The couple uses an average of 90 gallons a day, 45 per person. The household total ranges from 61 gallons a day in winter to 121 in the hottest part of summer, due to pool evaporation.
The system cost them $35,000 in 2003 dollars, they said, which at the time was roughly what it would have cost a homeowner to add a room or a pool. Maintenance has averaged $898 a year, swinging between as low as $342 and as high as $2,346, depending on the schedule for replacing parts. Professionals handled all maintenance, including filter changes.
“We’re also not handyman people,” Cole said.

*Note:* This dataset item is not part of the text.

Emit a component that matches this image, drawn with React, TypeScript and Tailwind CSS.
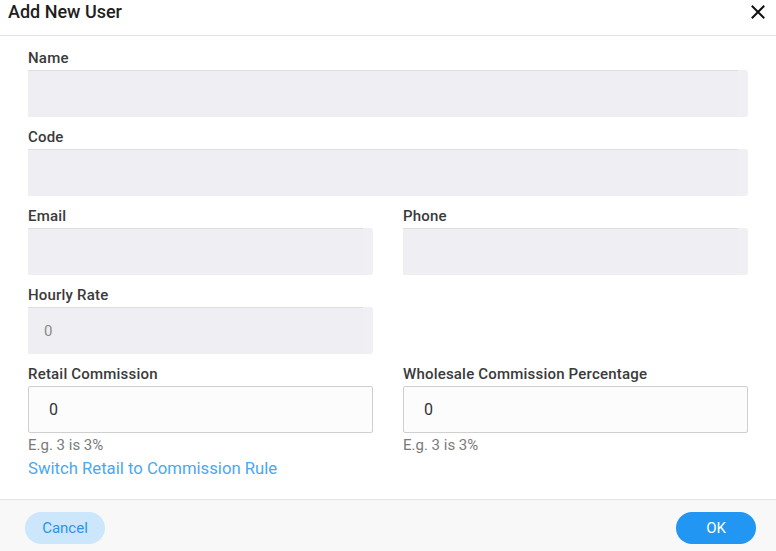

He checks the cistern occasionally, though, to be sure he won’t need to call ahead for a water delivery in the rare case that it’s going dry. That’s why he requested the truckload during a 2022 dry spell, when the 10-foot-diameter tank dropped as low as 2 feet, or about 5,200 gallons. A 2,000-gallon load costs $165, he said. Turned out it rained before they would have run out anyway.
In November he demonstrated his technique, sliding a long pole into the cistern like a dipstick checking an underground fuel tank.
Water dampened 5 feet, 11 ¼ inches of the pole, the remnants of Tucson’s monsoon season rainfall. The household might pull just half a foot from the cistern per month.
“That’s gonna last a good time,” Cole said, “and we hope to get some winter rains.”